### Direction
Lines containing the string "React" are to be counted. Write only how many there are.

### Source data
**********
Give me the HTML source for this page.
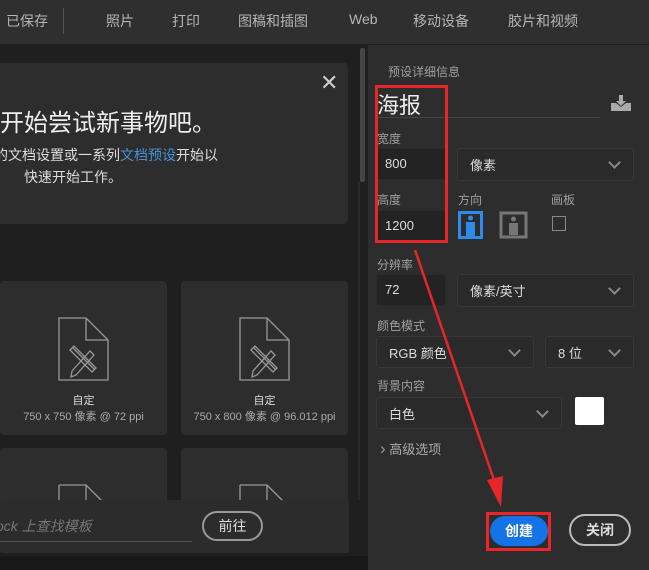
**********
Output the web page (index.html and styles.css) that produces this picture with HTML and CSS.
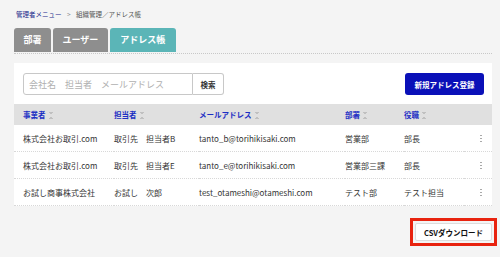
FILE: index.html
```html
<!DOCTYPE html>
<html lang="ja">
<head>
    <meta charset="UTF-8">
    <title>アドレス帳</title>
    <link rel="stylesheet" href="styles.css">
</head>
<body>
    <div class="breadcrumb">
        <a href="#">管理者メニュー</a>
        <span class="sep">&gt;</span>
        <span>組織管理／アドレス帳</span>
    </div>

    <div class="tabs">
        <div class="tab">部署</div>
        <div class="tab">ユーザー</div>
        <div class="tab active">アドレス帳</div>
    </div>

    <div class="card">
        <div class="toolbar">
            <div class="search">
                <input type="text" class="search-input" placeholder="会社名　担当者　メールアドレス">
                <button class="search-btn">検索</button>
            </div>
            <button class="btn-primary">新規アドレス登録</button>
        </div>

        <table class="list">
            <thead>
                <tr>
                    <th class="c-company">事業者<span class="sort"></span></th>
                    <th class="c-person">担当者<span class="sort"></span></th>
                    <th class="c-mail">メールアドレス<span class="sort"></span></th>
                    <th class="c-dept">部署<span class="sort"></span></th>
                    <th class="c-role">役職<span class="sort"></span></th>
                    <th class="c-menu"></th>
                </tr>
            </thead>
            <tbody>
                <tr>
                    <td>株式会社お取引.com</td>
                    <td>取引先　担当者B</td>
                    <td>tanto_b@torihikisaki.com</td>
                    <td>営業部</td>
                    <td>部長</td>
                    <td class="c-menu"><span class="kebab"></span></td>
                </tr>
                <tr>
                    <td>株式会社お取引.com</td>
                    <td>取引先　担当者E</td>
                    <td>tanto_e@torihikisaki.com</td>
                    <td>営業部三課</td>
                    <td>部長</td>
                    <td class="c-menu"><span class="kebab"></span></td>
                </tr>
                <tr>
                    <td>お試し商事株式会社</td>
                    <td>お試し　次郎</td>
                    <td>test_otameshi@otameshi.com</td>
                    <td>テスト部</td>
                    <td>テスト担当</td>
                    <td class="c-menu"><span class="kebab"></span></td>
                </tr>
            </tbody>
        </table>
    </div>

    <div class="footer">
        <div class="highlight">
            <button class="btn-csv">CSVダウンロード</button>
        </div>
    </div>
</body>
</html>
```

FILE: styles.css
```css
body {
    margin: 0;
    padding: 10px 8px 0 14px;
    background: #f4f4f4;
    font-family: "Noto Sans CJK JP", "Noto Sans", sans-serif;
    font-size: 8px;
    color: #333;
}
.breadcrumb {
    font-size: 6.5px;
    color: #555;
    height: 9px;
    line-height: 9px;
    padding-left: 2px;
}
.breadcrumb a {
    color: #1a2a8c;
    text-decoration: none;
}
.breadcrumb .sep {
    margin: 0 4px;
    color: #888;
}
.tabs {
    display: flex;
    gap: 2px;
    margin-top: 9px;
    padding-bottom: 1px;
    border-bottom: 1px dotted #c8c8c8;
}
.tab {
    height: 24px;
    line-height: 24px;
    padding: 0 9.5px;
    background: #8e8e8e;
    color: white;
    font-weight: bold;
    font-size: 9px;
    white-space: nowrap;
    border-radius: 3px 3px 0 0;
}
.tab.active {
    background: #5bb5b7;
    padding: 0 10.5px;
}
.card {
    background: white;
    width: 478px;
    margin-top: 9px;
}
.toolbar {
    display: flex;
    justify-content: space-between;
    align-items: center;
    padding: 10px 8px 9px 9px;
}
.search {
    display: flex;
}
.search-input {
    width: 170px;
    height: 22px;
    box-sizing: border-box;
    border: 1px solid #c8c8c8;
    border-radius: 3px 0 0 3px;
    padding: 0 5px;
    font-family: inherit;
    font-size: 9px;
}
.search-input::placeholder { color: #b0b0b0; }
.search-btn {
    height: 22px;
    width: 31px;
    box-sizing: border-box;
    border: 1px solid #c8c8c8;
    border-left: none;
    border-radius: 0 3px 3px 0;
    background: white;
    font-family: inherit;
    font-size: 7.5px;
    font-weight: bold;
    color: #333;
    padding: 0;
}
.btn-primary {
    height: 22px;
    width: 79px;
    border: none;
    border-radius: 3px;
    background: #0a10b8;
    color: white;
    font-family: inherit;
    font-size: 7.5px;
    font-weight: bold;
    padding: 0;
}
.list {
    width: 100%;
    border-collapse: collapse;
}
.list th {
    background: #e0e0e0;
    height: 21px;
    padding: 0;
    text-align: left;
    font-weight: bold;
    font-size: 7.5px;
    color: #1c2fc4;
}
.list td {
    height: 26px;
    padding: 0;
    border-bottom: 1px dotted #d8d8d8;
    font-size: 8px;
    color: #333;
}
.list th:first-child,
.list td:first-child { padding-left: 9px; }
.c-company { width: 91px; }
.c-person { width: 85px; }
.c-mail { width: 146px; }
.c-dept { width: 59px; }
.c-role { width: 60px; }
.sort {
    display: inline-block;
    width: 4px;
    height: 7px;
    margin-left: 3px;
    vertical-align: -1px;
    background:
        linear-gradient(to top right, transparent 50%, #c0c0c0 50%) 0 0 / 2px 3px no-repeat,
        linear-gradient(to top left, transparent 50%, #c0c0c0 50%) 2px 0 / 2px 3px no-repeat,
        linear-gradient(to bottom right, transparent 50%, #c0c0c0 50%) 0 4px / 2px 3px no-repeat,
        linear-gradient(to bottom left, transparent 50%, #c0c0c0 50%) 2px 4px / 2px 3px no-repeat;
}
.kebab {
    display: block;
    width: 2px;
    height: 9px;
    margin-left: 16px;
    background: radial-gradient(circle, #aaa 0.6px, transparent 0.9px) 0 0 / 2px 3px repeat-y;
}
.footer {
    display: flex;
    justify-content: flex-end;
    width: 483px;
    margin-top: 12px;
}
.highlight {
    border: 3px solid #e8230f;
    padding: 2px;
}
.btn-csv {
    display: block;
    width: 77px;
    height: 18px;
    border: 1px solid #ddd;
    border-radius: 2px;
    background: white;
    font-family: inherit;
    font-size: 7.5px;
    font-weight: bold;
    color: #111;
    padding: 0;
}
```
**********
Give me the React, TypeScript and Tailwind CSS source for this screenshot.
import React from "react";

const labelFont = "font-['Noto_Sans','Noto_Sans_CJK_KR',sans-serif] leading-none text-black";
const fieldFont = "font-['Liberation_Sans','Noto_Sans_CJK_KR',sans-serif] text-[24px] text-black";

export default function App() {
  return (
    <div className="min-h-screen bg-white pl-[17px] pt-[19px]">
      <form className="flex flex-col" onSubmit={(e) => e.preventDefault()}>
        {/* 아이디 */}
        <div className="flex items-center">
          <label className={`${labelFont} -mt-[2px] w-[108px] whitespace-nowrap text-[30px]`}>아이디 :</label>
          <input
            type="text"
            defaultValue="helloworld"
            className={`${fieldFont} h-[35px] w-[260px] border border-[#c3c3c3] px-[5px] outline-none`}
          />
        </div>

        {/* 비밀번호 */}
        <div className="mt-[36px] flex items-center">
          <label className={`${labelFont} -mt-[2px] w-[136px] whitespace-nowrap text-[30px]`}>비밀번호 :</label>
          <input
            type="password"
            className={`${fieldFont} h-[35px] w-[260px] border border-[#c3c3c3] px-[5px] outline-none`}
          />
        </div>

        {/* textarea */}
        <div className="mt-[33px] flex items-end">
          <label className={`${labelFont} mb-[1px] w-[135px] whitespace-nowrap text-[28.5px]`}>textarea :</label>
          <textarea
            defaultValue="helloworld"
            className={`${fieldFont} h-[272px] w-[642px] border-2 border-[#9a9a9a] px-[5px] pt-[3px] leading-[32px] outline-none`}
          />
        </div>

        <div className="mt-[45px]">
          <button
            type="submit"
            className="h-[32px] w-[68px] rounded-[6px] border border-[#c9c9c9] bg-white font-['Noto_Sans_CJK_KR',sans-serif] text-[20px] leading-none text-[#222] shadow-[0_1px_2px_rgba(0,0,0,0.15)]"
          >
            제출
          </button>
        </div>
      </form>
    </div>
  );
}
**********
### Task output
2